> **DO THIS**
Select, from the data, each line where "that" occurs.
^^^^^^^^^^^^^^^^
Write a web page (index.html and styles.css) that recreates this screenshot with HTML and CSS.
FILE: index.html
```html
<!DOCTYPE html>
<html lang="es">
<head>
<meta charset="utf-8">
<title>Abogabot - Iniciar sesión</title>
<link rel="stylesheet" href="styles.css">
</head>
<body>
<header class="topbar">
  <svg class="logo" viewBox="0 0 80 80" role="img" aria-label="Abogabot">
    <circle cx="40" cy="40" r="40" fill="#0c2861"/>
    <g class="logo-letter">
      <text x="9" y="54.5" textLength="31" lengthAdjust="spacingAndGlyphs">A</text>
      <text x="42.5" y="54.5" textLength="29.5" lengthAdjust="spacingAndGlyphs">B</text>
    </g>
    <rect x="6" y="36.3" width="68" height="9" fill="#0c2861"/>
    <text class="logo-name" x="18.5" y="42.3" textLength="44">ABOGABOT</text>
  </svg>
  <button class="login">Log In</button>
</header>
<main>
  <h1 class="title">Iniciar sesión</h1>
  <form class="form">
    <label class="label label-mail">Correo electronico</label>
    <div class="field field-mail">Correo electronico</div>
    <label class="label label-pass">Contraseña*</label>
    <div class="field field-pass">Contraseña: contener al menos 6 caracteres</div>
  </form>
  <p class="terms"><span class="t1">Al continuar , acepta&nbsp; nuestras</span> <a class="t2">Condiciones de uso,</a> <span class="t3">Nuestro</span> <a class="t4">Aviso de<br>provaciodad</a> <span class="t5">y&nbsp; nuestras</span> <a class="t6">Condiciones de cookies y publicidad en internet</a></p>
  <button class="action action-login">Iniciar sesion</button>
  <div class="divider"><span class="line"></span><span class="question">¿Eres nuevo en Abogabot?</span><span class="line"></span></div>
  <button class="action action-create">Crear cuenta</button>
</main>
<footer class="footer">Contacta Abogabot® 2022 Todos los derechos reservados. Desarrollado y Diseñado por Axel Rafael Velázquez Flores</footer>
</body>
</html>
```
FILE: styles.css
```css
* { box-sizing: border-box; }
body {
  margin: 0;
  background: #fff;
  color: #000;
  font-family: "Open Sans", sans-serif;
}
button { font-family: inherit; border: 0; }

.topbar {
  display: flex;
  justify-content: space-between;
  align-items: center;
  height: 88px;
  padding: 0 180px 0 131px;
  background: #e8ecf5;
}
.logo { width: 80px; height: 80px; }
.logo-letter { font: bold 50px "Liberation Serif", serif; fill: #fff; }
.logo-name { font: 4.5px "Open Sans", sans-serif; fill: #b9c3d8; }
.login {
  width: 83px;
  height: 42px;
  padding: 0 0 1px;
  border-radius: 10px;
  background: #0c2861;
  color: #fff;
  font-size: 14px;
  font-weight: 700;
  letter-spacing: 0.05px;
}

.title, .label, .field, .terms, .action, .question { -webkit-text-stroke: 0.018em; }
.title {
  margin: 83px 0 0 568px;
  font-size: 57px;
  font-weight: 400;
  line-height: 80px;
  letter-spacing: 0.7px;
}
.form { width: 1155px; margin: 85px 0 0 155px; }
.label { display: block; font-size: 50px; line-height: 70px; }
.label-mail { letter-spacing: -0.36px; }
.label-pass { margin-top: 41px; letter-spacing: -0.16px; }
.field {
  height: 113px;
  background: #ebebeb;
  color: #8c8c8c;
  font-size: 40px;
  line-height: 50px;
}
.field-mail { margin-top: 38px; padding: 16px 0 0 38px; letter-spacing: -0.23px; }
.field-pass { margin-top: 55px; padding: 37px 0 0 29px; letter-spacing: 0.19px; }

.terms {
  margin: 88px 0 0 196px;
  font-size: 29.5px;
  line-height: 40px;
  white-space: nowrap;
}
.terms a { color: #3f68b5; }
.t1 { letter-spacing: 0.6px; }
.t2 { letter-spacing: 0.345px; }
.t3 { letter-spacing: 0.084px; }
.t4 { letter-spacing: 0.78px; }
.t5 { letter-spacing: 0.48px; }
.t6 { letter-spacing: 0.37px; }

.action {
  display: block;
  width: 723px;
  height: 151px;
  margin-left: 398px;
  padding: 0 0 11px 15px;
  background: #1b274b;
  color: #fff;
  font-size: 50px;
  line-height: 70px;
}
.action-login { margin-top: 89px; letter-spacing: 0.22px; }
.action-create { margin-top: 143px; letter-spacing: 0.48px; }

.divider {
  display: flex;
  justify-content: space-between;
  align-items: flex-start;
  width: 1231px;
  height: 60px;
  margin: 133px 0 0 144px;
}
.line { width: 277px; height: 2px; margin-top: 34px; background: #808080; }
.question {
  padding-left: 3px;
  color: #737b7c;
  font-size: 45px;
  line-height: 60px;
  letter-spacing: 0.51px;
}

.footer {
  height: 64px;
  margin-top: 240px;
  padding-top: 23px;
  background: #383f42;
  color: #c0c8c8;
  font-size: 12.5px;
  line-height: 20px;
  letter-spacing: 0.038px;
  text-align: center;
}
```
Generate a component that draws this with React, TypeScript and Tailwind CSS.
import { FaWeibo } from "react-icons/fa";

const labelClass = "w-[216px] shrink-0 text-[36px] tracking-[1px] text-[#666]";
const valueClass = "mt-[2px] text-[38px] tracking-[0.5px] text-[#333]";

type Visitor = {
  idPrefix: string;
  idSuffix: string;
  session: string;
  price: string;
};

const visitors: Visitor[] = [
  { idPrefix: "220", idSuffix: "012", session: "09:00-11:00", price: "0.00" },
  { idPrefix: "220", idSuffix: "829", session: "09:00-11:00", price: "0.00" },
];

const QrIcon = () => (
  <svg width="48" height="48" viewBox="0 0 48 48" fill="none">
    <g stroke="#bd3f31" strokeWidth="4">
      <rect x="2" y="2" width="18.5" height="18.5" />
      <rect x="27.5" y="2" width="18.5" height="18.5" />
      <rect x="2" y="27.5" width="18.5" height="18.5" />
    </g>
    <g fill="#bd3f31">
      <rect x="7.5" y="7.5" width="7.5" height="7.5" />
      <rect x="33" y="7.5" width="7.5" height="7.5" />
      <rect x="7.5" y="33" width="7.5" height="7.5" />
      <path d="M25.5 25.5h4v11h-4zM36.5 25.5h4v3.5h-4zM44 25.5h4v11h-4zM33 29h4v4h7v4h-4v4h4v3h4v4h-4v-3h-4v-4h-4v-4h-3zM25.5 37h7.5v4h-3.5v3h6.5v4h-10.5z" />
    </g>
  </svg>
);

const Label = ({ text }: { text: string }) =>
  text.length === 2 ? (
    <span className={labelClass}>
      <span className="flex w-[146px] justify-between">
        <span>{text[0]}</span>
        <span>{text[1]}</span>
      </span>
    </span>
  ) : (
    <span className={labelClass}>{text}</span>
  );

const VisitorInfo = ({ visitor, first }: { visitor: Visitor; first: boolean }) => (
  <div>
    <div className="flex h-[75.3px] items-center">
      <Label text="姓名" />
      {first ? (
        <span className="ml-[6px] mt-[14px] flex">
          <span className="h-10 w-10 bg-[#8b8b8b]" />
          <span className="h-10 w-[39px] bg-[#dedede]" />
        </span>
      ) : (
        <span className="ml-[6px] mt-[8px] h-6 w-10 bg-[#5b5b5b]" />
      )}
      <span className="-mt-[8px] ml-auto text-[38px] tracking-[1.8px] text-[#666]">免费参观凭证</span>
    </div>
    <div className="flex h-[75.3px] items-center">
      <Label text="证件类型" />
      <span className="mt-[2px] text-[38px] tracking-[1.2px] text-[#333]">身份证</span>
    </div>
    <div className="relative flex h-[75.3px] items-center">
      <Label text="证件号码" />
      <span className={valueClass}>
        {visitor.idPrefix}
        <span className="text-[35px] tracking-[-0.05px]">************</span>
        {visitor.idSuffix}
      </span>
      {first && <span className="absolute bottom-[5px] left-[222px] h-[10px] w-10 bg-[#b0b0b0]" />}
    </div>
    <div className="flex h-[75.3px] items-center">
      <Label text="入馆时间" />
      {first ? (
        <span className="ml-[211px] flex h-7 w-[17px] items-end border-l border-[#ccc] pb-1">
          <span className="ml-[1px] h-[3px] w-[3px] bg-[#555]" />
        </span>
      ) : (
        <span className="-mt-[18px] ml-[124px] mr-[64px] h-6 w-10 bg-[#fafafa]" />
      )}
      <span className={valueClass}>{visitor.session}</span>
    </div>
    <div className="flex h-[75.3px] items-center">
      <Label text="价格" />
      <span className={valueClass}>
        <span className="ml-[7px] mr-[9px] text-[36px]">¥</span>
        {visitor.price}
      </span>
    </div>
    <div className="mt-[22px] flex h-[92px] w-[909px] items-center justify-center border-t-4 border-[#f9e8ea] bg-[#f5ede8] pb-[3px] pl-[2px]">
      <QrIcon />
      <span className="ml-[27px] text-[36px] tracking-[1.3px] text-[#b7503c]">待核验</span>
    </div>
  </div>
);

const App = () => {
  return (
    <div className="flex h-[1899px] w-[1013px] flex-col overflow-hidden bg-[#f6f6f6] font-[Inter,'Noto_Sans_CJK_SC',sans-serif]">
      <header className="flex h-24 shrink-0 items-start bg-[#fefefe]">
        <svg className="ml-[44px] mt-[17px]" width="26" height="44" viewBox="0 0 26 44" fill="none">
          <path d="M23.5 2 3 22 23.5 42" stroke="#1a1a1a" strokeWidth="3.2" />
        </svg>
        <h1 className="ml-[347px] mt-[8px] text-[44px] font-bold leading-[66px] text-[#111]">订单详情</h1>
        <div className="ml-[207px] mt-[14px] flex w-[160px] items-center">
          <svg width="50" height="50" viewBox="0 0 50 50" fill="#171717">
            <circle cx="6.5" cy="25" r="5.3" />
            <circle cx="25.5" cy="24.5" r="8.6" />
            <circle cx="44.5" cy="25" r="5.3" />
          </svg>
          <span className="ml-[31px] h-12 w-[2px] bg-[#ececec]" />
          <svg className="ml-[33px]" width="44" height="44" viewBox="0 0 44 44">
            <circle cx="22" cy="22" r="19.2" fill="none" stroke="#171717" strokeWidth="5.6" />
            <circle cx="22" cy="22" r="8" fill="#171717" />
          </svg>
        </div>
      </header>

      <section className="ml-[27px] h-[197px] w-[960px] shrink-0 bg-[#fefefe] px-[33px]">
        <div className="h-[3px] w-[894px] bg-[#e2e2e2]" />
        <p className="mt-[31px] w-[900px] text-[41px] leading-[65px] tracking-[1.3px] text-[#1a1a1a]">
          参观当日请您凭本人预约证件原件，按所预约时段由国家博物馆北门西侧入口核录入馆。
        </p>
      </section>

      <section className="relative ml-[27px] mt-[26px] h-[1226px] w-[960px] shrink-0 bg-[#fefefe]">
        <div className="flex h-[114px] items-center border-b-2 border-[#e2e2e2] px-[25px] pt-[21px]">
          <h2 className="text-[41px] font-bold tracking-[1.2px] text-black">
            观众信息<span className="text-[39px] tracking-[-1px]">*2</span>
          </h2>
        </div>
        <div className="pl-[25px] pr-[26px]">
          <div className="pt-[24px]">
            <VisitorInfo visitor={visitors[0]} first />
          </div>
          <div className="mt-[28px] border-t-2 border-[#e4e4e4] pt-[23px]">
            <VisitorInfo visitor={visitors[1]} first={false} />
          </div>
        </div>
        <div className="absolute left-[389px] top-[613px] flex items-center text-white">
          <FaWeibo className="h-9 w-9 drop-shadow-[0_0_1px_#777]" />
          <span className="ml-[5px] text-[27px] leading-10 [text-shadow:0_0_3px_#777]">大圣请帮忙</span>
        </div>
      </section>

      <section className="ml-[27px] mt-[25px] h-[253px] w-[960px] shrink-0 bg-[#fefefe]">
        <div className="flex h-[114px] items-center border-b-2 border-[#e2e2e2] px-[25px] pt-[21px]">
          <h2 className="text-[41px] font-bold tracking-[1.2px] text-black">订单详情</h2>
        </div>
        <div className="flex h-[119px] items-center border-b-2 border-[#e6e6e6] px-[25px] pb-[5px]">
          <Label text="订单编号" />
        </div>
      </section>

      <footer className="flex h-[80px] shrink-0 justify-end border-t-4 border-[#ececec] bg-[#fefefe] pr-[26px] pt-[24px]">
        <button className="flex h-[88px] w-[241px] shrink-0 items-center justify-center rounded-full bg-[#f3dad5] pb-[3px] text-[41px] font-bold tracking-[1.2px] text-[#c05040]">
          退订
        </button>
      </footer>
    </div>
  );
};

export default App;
^^^^^^^^^^^^^^^^
> **PROBLEM SOLUTION**
Write a web page (index.html and styles.css) that recreates this screenshot with HTML and CSS.
Generate a component that draws this with React, TypeScript and Tailwind CSS.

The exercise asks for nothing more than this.